Nothing could be more beautiful to develop this principal than Mendelssohn’s Song Without Words, No. 22 (ex. 9). At first glance it looks like a single note melody, as the Chopin Nocturne was, but the upper notes in the mass clef are taken by the right hand, which reveals the need of bringing out the highest voice above these supplementary ones. Small and full chords must have attention, too, and here the binding tone will make such playing without the pedal possible, that is one tone is held over after all of the others have been released and while the next position is being prepared this one still sounding will keep the chords from seeming disconnected and form the closest kind of legato.

This idea is also applicable to interval playing, so it should be employed in the practice, previously mentioned, of thirds, sixths, and other combinations. When phrases have large reaches in them a lateral movement of the wrist is of wonderful benefit to cover distances without sacrificing smoothness. With a free arm and relaxes elbow move the wrist back and forth to aid the fingers in getting more directly over the keys. Employ all of the means possible to obtain legato; practice much without the pedal, for when one does not depend on it he will resort to other ways and take pains to make the most of them.

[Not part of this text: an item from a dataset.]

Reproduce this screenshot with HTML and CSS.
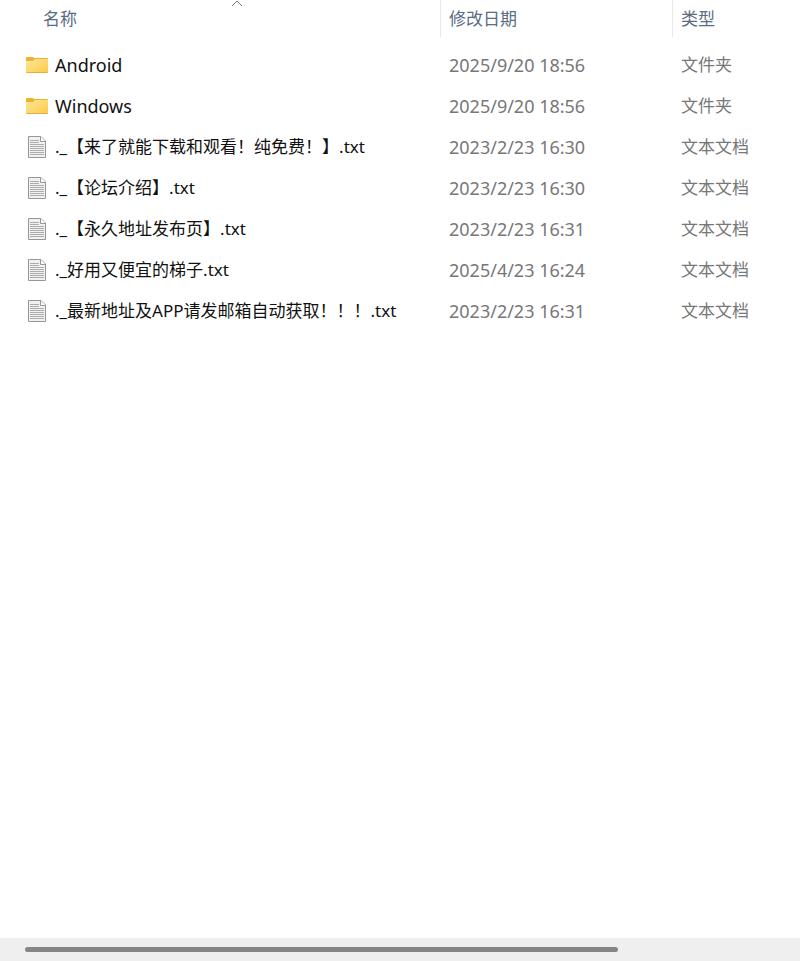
FILE: index.html
```html
<!DOCTYPE html>
<html lang="zh-CN">

<head>
    <meta charset="UTF-8">
    <meta name="viewport" content="width=device-width, initial-scale=1.0">
    <title>文件</title>
    <link rel="stylesheet" href="styles.css">
</head>

<body>
    <svg class="defs" aria-hidden="true">
        <defs>
            <linearGradient id="folder-fill" x1="0" y1="0" x2="1" y2="1">
                <stop offset="0" stop-color="#ffe69c" />
                <stop offset="1" stop-color="#fccb45" />
            </linearGradient>
        </defs>
        <symbol id="folder" viewBox="0 0 22 18">
            <path d="M0 2Q0 1 1 1H6.500L8.500 2H21Q22 2 22 3V9H0Z" fill="#ecb32e" />
            <path d="M0 5H7L9 3H22V16Q22 17 21 17H1Q0 17 0 16Z" fill="url(#folder-fill)" />
            <path d="M0.500 16.500H21.500" stroke="#e3ae3c" />
        </symbol>
        <symbol id="text" viewBox="0 0 18 22">
            <path d="M0.500 0.500H13L17.500 5V21.500H0.500Z" fill="#f1f1f1" stroke="#969696" />
            <path d="M12.500 0.500V5.500H17.500" fill="#fff" stroke="#969696" />
            <path d="M2 4.500H11M2 6.500H11M2 8.500H16M2 10.500H16M2 12.500H16M2 14.500H16M2 16.500H16M2 18.500H16" stroke="#acacac" />
        </symbol>
    </svg>
    <main class="list">
        <table class="files">
            <thead>
                <tr>
                    <th class="col-name" aria-sort="ascending">
                        <button type="button">名称</button>
                        <svg class="sort" viewBox="0 0 12 7" aria-hidden="true"><path d="M1 6L6 1L11 6" /></svg>
                    </th>
                    <th class="col-date"><button type="button">修改日期</button></th>
                    <th class="col-type"><button type="button">类型</button></th>
                </tr>
            </thead>
            <tbody>
                <tr>
                    <td><a href="#" class="name folder"><svg class="icon"><use href="#folder" /></svg>Android</a></td>
                    <td class="date">2025/9/20 18:56</td>
                    <td>文件夹</td>
                </tr>
                <tr>
                    <td><a href="#" class="name folder"><svg class="icon"><use href="#folder" /></svg>Windows</a></td>
                    <td class="date">2025/9/20 18:56</td>
                    <td>文件夹</td>
                </tr>
                <tr>
                    <td><a href="#" class="name"><svg class="icon"><use href="#text" /></svg>._【来了就能下载和观看！纯免费！】.txt</a></td>
                    <td class="date">2023/2/23 16:30</td>
                    <td>文本文档</td>
                </tr>
                <tr>
                    <td><a href="#" class="name"><svg class="icon"><use href="#text" /></svg>._【论坛介绍】.txt</a></td>
                    <td class="date">2023/2/23 16:30</td>
                    <td>文本文档</td>
                </tr>
                <tr>
                    <td><a href="#" class="name"><svg class="icon"><use href="#text" /></svg>._【永久地址发布页】.txt</a></td>
                    <td class="date">2023/2/23 16:31</td>
                    <td>文本文档</td>
                </tr>
                <tr>
                    <td><a href="#" class="name"><svg class="icon"><use href="#text" /></svg>._好用又便宜的梯子.txt</a></td>
                    <td class="date">2025/4/23 16:24</td>
                    <td>文本文档</td>
                </tr>
                <tr>
                    <td><a href="#" class="name"><svg class="icon"><use href="#text" /></svg>._最新地址及APP请发邮箱自动获取！！！.txt</a></td>
                    <td class="date">2023/2/23 16:31</td>
                    <td>文本文档</td>
                </tr>
            </tbody>
        </table>
    </main>
    <div class="scrollbar">
        <div class="thumb"></div>
    </div>
</body>

</html>
```

FILE: styles.css
```css
* {
    box-sizing: border-box;
}

body {
    margin: 0;
    min-height: 100vh;
    display: flex;
    flex-direction: column;
    background: #fff;
    color: #777;
    font-family: "Noto Sans", "Noto Sans CJK SC", sans-serif;
    font-size: 17px;
    line-height: 24px;
    text-spacing-trim: space-all;
}

.defs {
    position: absolute;
    width: 0;
    height: 0;
}

.list {
    flex: 1;
}

.files {
    width: 100%;
    table-layout: fixed;
    border-collapse: collapse;
}

.col-name {
    width: 55%;
    position: relative;
}

.col-date {
    width: 29%;
}

/* header */
th {
    padding: 0 0 7px;
    text-align: left;
    vertical-align: top;
}

th button {
    display: block;
    width: 100%;
    height: 37px;
    padding: 0 8px;
    border: 0;
    border-left: 1px solid #e8e8ea;
    background: none;
    color: #5b6c84;
    font: inherit;
    font-weight: 400;
    text-align: left;
    cursor: pointer;
}

.col-name button {
    padding-left: 43px;
    border-left: 0;
}

.sort {
    position: absolute;
    top: 0;
    left: 231px;
    width: 12px;
    height: 7px;
    fill: none;
    stroke: #777;
}

/* rows */
td {
    height: 41px;
    padding: 0 0 0 9px;
    white-space: nowrap;
}

td:first-child {
    padding-left: 26px;
}

.name {
    display: flex;
    align-items: center;
    gap: 7px;
    color: #111;
    text-decoration: none;
}

.folder,
.date {
    font-size: 18px;
}

.icon {
    width: 22px;
    height: 22px;
}

/* horizontal scrollbar */
.scrollbar {
    height: 23px;
    padding: 9px 25px;
    background: #efefef;
}

.thumb {
    width: 79%;
    height: 5px;
    border-radius: 3px;
    background: #868686;
}
```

In painting there is a brush called “ski-blender,” that is used to put on the finishing touch – all pigments have been applied, all coloring done, in fact, everything necessary is completed, but a few light strokes with this special brush will add a softer, more mingled look, a sort of glow that was not to be seen before. It beautifies by blending, and so let us use the pedal, doing much of the ground work without it, not depending upon it to aid deficient technic, nor do what the fingers should be able to accomplish almost entirely of themselves, but learn to play independently, save its use for more of a finishing touch and apply as an artist does the sky-blender.